Europa, la May convoca le elezioni a difesa della “sua” Brexit

A distanza di quasi un anno, il mese di giugno potrebbe rappresentare ancora una volta il mese decisivo nel destino della Gran Bretagna e dell’Unione Europea. E questo perché il 19 aprile, il Parlamento britannico, con i necessari due terzi dei voti, ha approvato la mozione presentata dal governo Tories per la convocazione anticipata delle elezioni al prossimo 8 giugno. Una scelta a sorpresa, presentata il giorno prima ai giornalisti dal premier Theresa May davanti al numero 10 del Downing Street, ma che in realtà era stata già ampiamente preventivata nei mesi precedenti.
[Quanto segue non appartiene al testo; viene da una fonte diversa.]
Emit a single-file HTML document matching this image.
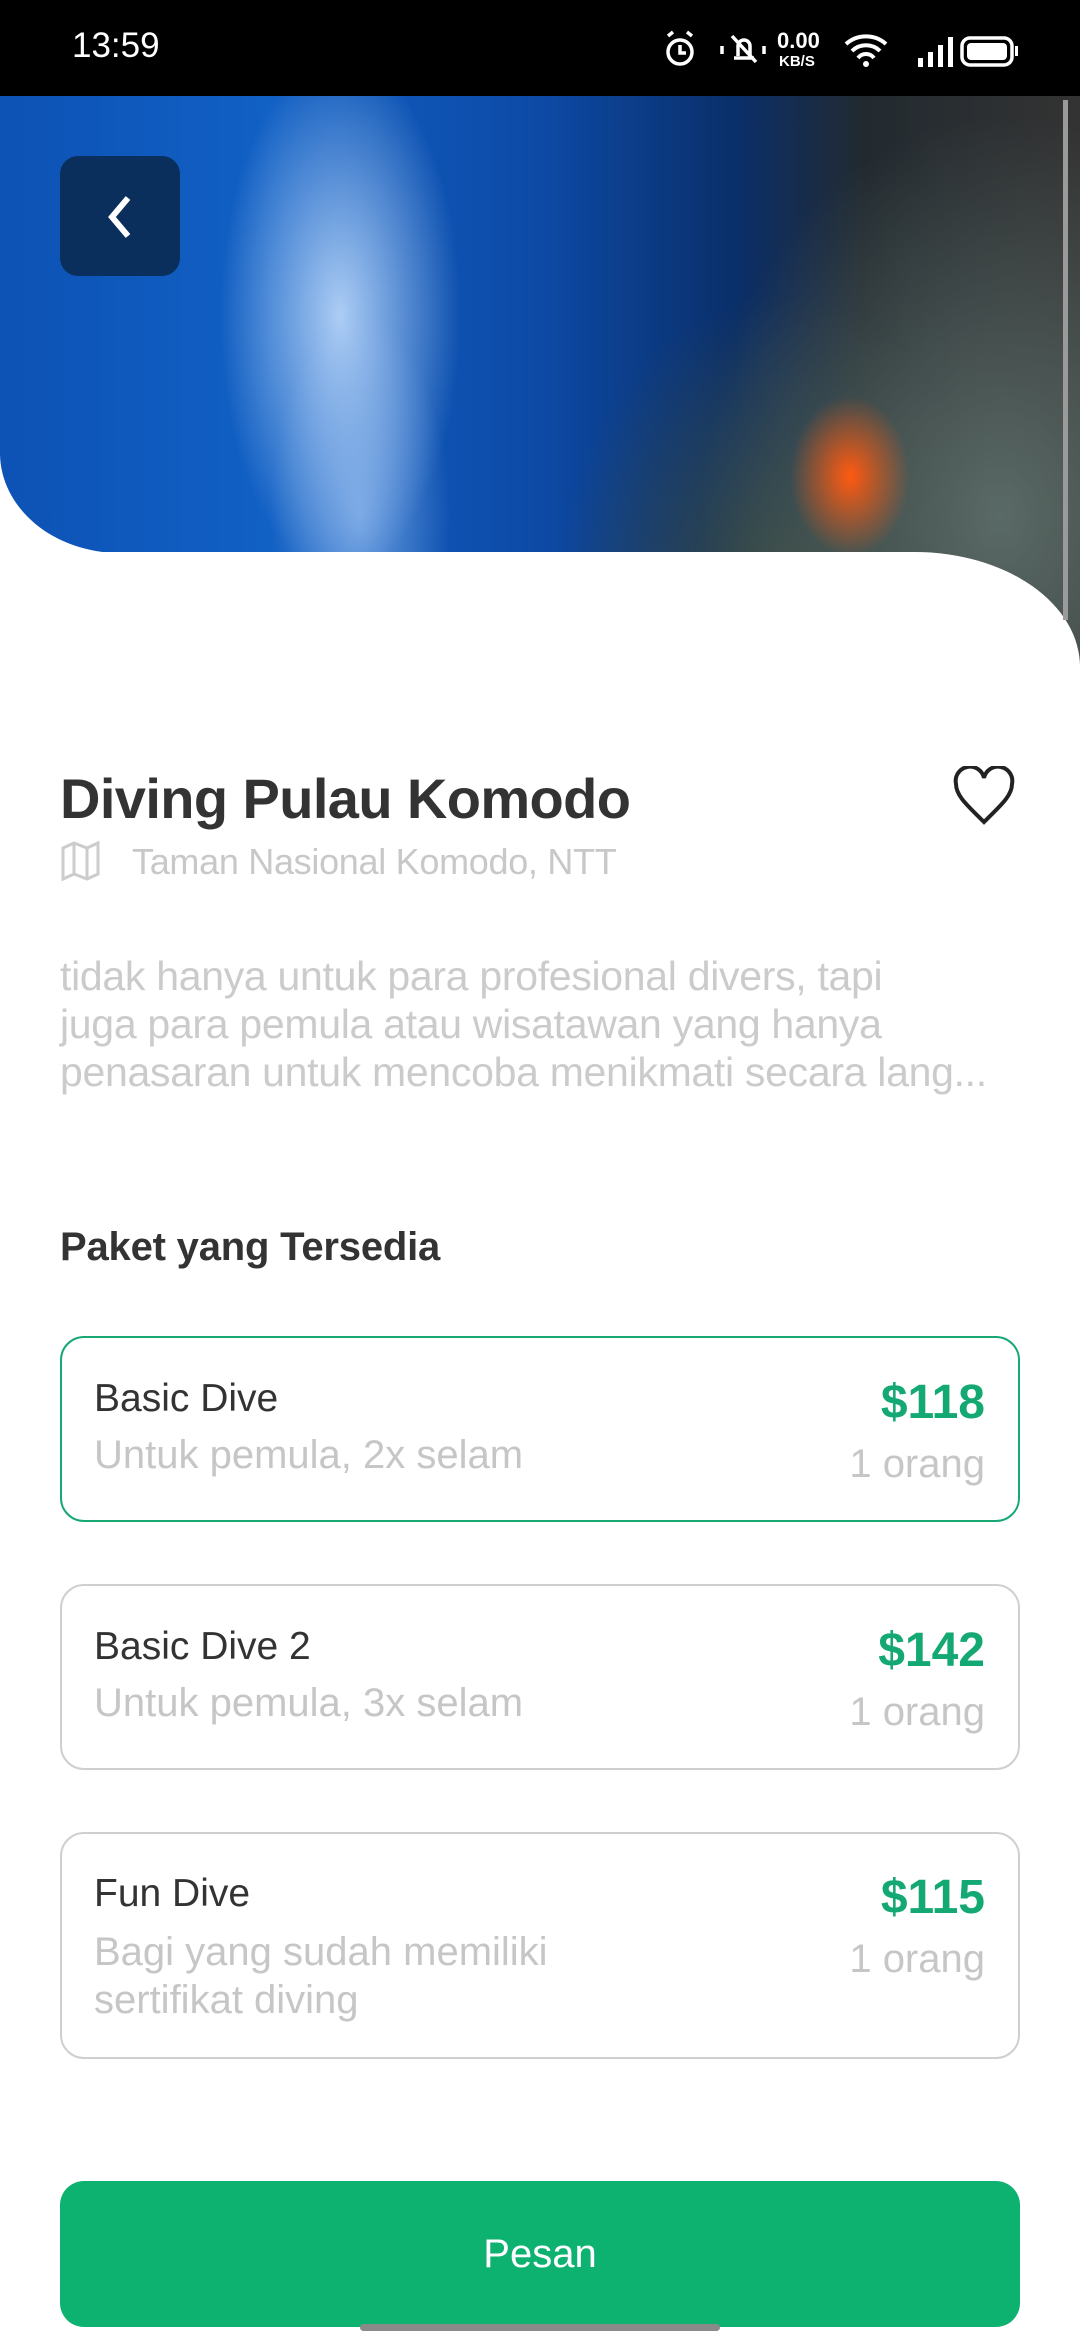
<!DOCTYPE html>
<html><head><meta charset="utf-8"><style>
*{margin:0;padding:0;box-sizing:border-box}
body{width:1080px;height:2340px;position:relative;background:#fff;font-family:"Liberation Sans",sans-serif;overflow:hidden}
.a{position:absolute;white-space:nowrap}
.img{background:
radial-gradient(ellipse 120px 260px at 340px 220px,rgba(200,225,255,.85),rgba(120,170,240,0) 100%),
radial-gradient(ellipse 90px 200px at 360px 420px,rgba(170,205,250,.6),rgba(120,170,240,0) 100%),
radial-gradient(ellipse 60px 80px at 850px 380px,#ff5a10,rgba(255,90,16,0) 100%),
radial-gradient(ellipse 300px 400px at 1000px 420px,#5a6a66,rgba(40,50,60,0) 100%),
radial-gradient(ellipse 220px 300px at 780px 500px,#3a4a40,rgba(30,40,40,0) 100%),
linear-gradient(90deg,#0d52b5 0%,#1160c4 25%,#0d4aa6 50%,#0a2f6a 68%,#222a30 80%,#333 100%)}
.card{position:absolute;left:60px;width:960px;border:2px solid #cfcfcf;border-radius:24px}
.t{font-size:39px;color:#333}
.s{font-size:40px;color:#c6c6c6}
.p{font-size:48px;font-weight:bold;color:#14a873}
</style></head><body>
<div class="a" style="left:0;top:0;width:1080px;height:96px;background:#000"></div>
<div class="a" style="left:72px;top:26px;color:#fff;font-size:35px">13:59</div>
<svg class="a" style="left:660px;top:28px" width="360" height="42" viewBox="0 0 360 42">
<g fill="none" stroke="#fff" stroke-width="3.5">
<circle cx="20" cy="24" r="12"/><path d="M20 17v8h6M8 8l5-4M32 8l-5-4"/>
<path d="M74 30h20M78 28v-10a6 6 0 0 1 12 0v10M72 8l24 26M62 18v8M104 18v8"/>
</g>
<text x="117" y="20" fill="#fff" font-size="22" font-weight="bold" font-family="Liberation Sans">0.00</text>
<text x="119" y="38" fill="#fff" font-size="15" font-weight="bold" font-family="Liberation Sans">KB/S</text>
<path d="M186 16a30 30 0 0 1 40 0M192 23a20 20 0 0 1 28 0M198 30a10 10 0 0 1 16 0" stroke="#fff" stroke-width="4" fill="none"/><circle cx="206" cy="36" r="3" fill="#fff"/>
<g fill="#fff"><rect x="258" y="30" width="5" height="9"/><rect x="268" y="24" width="5" height="15"/><rect x="278" y="17" width="5" height="22"/><rect x="288" y="9" width="5" height="30"/></g>
<rect x="302" y="10" width="50" height="27" rx="8" fill="none" stroke="#fff" stroke-width="3.5"/><rect x="307" y="15" width="40" height="17" rx="4" fill="#fff"/><rect x="355" y="18" width="3" height="10" fill="#fff"/>
</svg>
<div class="a img" style="left:0;top:96px;width:1080px;height:568px"></div>
<div class="a" style="left:0;top:455px;width:200px;height:120px;background:#fff"></div>
<div class="a img" style="left:0;top:96px;width:1080px;height:457px;border-bottom-left-radius:120px 100px;background-size:1080px 568px"></div>
<div class="a" style="left:0;top:552px;width:1080px;height:200px;background:#fff;border-top-right-radius:165px 115px"></div>
<div class="a" style="left:1063px;top:100px;width:5px;height:520px;background:#9a9a9a"></div>
<div class="a" style="left:60px;top:156px;width:120px;height:120px;background:#0b2f5c;border-radius:18px"></div>
<svg class="a" style="left:100px;top:192px" width="40" height="50"><path d="M28 6L12 25l16 19" stroke="#fff" stroke-width="6" fill="none"/></svg>

<div class="a" style="left:60px;top:766px;font-size:56px;font-weight:bold;color:#333;letter-spacing:-0.6px">Diving Pulau Komodo</div>
<svg class="a" style="left:952px;top:766px" width="64" height="60" viewBox="0 0 64 60"><path d="M32 56C16 40 4 30 4 18A13 13 0 0 1 32 12A13 13 0 0 1 60 18C60 30 48 40 32 56Z" fill="none" stroke="#222" stroke-width="4"/></svg>
<svg class="a" style="left:60px;top:840px" width="42" height="42" viewBox="0 0 42 42"><path d="M3 8l11-5 13 5 11-5v31l-11 5-13-5-11 5zM14 3v31M27 8v31" fill="none" stroke="#ccc" stroke-width="3"/></svg>
<div class="a" style="left:132px;top:841px;font-size:36px;color:#c8c8c8;letter-spacing:-0.3px">Taman Nasional Komodo, NTT</div>

<div class="a" style="left:60px;top:952px;font-size:41px;line-height:48px;color:#cbcbcb;white-space:nowrap;letter-spacing:-0.3px">tidak hanya untuk para profesional divers, tapi<br>juga para pemula atau wisatawan yang hanya<br>penasaran untuk mencoba menikmati secara lang...</div>

<div class="a" style="left:60px;top:1225px;font-size:40px;font-weight:bold;color:#333;letter-spacing:-0.2px">Paket yang Tersedia</div>

<div class="card" style="top:1336px;height:186px;border-color:#18a874"></div>
<div class="a t" style="left:94px;top:1377px">Basic Dive</div>
<div class="a s" style="left:94px;top:1433px">Untuk pemula, 2x selam</div>
<div class="a p" style="right:95px;top:1375px">$118</div>
<div class="a s" style="right:95px;top:1442px">1 orang</div>

<div class="card" style="top:1584px;height:186px"></div>
<div class="a t" style="left:94px;top:1625px">Basic Dive 2</div>
<div class="a s" style="left:94px;top:1681px">Untuk pemula, 3x selam</div>
<div class="a p" style="right:95px;top:1623px">$142</div>
<div class="a s" style="right:95px;top:1690px">1 orang</div>

<div class="card" style="top:1832px;height:227px"></div>
<div class="a t" style="left:94px;top:1872px">Fun Dive</div>
<div class="a s" style="left:94px;top:1928px;line-height:48px">Bagi yang sudah memiliki<br>sertifikat diving</div>
<div class="a p" style="right:95px;top:1870px">$115</div>
<div class="a s" style="right:95px;top:1937px">1 orang</div>

<div class="a" style="left:60px;top:2181px;width:960px;height:146px;background:#0db270;border-radius:24px;color:#fff;font-size:40px;text-align:center;line-height:146px">Pesan</div>
<div class="a" style="left:360px;top:2324px;width:360px;height:7px;background:#8a8a8a;border-radius:4px"></div>
</body></html>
La strada dell’hard Brexit, d’altronde, intrapresa dal leader conservatore è apparsa fin dall’inizio tutt’altro che in discesa. Ne erano testimonianze, in qualche modo, le sentenze dell’Alta Corte di Londra prima e della Corte Suprema poi, che avevano ribadito l’obbligatorietà dell’autorizzazione parlamentare nell’attivazione dell’art.50 del Trattato di Lisbona. E lo confermano ogni giorno le prese di posizione delle varie forze d’opposizione, che dall’alto della loro rappresentanza in Parlamento cercano, riuscendoci, a frenare gli intenti del governo nel percorso della “dura fuoriuscita”.
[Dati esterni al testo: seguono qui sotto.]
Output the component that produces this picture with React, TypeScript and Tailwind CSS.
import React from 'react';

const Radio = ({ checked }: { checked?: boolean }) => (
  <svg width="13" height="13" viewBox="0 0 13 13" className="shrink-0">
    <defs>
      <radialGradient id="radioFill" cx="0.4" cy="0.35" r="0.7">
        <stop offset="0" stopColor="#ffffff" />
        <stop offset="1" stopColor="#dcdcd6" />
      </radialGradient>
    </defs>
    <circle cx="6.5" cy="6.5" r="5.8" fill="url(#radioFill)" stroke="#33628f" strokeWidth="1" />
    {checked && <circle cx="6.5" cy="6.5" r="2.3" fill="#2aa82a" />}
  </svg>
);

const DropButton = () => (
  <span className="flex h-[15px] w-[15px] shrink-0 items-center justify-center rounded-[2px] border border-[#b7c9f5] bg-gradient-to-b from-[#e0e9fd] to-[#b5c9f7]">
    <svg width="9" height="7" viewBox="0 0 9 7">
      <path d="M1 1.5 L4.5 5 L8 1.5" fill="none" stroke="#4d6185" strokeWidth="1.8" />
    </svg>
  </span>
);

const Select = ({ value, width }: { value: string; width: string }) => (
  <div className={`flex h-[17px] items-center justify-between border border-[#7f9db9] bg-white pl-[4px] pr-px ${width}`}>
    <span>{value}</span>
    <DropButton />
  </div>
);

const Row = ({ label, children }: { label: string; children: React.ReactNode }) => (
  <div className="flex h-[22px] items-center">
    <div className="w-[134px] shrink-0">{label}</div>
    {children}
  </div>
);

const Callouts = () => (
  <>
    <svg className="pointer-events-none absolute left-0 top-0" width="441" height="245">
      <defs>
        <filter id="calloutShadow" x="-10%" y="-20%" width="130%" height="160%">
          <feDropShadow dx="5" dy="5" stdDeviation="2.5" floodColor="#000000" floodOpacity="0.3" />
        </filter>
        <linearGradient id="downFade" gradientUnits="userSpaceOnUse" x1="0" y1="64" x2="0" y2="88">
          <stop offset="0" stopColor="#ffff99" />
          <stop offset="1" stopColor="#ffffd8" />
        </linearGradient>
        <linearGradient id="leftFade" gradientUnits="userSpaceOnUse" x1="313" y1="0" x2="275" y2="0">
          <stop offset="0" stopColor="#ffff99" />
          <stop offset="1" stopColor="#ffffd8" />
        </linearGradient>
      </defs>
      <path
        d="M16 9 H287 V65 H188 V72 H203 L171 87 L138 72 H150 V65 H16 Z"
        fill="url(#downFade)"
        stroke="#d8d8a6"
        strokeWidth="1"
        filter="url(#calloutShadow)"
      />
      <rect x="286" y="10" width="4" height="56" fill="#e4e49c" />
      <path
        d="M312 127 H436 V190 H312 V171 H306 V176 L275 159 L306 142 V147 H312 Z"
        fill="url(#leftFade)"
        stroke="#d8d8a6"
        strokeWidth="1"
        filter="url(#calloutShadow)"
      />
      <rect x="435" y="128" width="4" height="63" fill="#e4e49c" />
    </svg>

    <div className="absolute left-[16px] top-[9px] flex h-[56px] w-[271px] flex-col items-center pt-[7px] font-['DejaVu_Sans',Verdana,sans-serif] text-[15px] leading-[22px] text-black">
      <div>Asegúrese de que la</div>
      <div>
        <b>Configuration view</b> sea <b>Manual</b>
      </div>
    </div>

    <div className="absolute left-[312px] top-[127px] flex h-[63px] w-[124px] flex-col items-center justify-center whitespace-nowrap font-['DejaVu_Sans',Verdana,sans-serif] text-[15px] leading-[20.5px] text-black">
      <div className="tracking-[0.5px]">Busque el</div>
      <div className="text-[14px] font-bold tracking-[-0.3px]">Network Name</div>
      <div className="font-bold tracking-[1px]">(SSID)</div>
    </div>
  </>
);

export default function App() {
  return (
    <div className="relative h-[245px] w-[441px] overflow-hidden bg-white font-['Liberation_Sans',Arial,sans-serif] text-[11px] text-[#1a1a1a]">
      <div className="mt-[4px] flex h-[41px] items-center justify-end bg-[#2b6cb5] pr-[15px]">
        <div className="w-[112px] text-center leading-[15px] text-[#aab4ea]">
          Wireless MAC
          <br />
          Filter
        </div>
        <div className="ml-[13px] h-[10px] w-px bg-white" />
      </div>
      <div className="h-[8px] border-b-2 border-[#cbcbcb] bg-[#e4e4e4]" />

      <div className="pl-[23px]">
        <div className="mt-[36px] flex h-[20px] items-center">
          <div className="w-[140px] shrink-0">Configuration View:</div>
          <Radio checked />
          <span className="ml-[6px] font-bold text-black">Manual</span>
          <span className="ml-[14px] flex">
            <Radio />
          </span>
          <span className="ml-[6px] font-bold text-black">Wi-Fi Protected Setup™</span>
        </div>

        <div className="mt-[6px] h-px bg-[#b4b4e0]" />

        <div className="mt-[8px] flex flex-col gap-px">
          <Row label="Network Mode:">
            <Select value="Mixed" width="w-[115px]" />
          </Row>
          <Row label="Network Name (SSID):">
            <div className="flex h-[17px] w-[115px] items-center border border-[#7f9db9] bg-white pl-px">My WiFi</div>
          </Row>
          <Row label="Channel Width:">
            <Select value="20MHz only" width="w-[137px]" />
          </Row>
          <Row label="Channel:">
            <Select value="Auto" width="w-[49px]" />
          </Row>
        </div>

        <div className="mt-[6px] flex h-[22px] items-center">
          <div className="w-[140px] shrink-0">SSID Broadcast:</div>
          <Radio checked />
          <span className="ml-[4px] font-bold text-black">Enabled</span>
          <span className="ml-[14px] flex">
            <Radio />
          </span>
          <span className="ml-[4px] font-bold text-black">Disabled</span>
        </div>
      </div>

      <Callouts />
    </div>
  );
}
Ecco, quindi, che a livello politico trova naturale giustificazione la scelta della May di convocare le elezioni anticipatamente. Una decisione presa «con riluttanza e solo di recente» ha dichiarato il premier davanti ai giornalisti, ma che sembra essere, secondo lei, l’unica strada percorribile per dare «stabilità e certezza al paese». Nessun opportunismo, piuttosto la conseguenza di un atteggiamento da parte delle forze d’opposizione, dai laburisti di Corbyn ai liberaldemocratici di Tim Farron, passando per gli indipendentisti scozzesi della Nicola Sturgeon, rei di voler bloccare o limitare il negoziato per la fuoriuscita dall’Unione.
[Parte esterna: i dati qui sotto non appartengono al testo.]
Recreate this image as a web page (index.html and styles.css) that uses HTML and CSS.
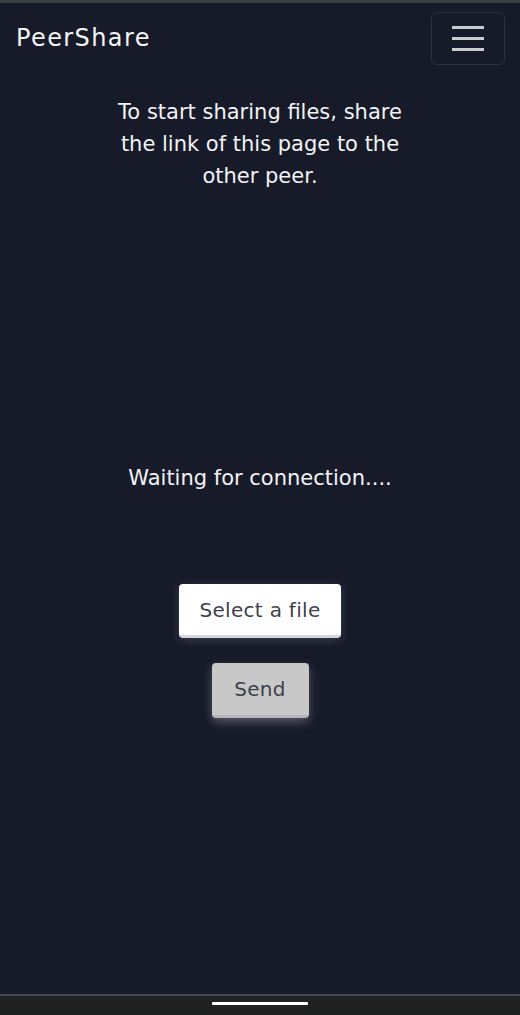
FILE: index.html
```html
<!DOCTYPE html>
<html lang="en">
<head>
<meta charset="utf-8">
<title>PeerShare</title>
<link rel="stylesheet" href="styles.css">
</head>
<body>
<div class="screen">
  <div class="status-edge"></div>
  <header class="navbar">
    <span class="brand">PeerShare</span>
    <button class="toggler" aria-label="Menu">
      <svg width="34" height="26" viewBox="0 0 34 26">
        <path d="M1 2.5H33M1 13.5H33M1 24.5H33" stroke="#c9cbd1" stroke-width="3" fill="none"/>
      </svg>
    </button>
  </header>
  <main class="content">
    <p class="intro">To start sharing files, share the link of this page to the other peer.</p>
    <p class="status">Waiting for connection....</p>
    <div class="actions">
      <button class="btn btn-select">Select a file</button>
      <button class="btn btn-send">Send</button>
    </div>
  </main>
  <div class="gesture-bar"><span class="handle"></span></div>
</div>
</body>
</html>
```
FILE: styles.css
```css
* { box-sizing: border-box; }
html, body { margin: 0; padding: 0; }
body {
  background: #171b29;
  font-family: "DejaVu Sans", "Open Sans", sans-serif;
  color: #f2f3f5;
}
.screen {
  width: 520px;
  height: 1015px;
  display: flex;
  flex-direction: column;
  background: #171b29;
}
.status-edge {
  height: 3px;
  background: #3d4046;
  flex: none;
}
.navbar {
  flex: none;
  display: flex;
  align-items: center;
  justify-content: space-between;
  padding: 4px 16px 0 16px;
  height: 66px;
}
.brand {
  font-size: 24px;
  letter-spacing: 1.4px;
  color: #f4f5f7;
}
.toggler {
  width: 74px;
  height: 53px;
  background: transparent;
  border: 1px solid #2b303d;
  border-radius: 6px;
  display: flex;
  align-items: center;
  justify-content: center;
  padding: 0;
  margin-right: -1px;
}
.content {
  flex: 1;
  display: flex;
  flex-direction: column;
  align-items: center;
}
.intro {
  width: 292px;
  margin: 27px 0 0 0;
  text-align: center;
  font-size: 21px;
  line-height: 32px;
}
.status {
  margin: 273px 0 0 0;
  font-size: 21px;
  line-height: 26px;
}
.actions {
  margin-top: 93px;
  display: flex;
  flex-direction: column;
  align-items: center;
  gap: 25px;
}
.btn {
  font-family: inherit;
  font-size: 20px;
  letter-spacing: 0.3px;
  color: #3d3f4c;
  border: none;
  border-radius: 4px;
  cursor: pointer;
}
.btn-select {
  width: 162px;
  height: 54px;
  background: #ffffff;
  border-bottom: 3px solid #d4d5e3;
  box-shadow: 0 2px 8px rgba(160, 165, 200, 0.25);
}
.btn-send {
  width: 97px;
  height: 55px;
  background: #c8c8c9;
  border-bottom: 3px solid #b5b5b8;
  box-shadow: 0 4px 10px rgba(200, 200, 215, 0.35);
}
.gesture-bar {
  flex: none;
  height: 21px;
  background: #202121;
  border-top: 2px solid #44474c;
  display: flex;
  justify-content: center;
  padding-top: 6px;
}
.handle {
  width: 96px;
  height: 3px;
  background: #ffffff;
  border-radius: 1px;
}
```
«Non intendo permettere ai miei avversari di indebolire la Brexit», ha accusato la May. Ma, forse, oltre alla causa Brexit, tra le ragioni per la convocazione delle elezioni potrebbe essercene un’altra. La May a oggi è un premier subentrato in corsa, non legittimata dal voto elettorale. Una pecca che potrebbe trasformarsi in limite alla lunga tanto nei confini nazionali quanto nella stessa trattativa con l’Europa. E allora perché non approfittare del momento, esplicato anche dagli ultimi sondaggi elettorali che vedrebbero i Tories nettamente in vantaggio sugli altri partiti, in particolare i Labour di Corbyn?

Il voto rappresenterebbe per la May un’opportunità non solo per sbaragliare gli avversari, scompaginando così a proprio favore le carte del Parlamento, ma anche al contempo per ottenere a livello personale la necessaria legittimità per portare avanti il proprio programma politico. Il tutto, ovviamente, presumendo che i sondaggi confermino la loro affidabilità, questa volta. In caso contrario, la scelta obbligata del ritorno alle urne potrebbe trasformarsi in un clamoroso autogoal dalle conseguenti politiche devastanti. Come fu il referendum per Cameron.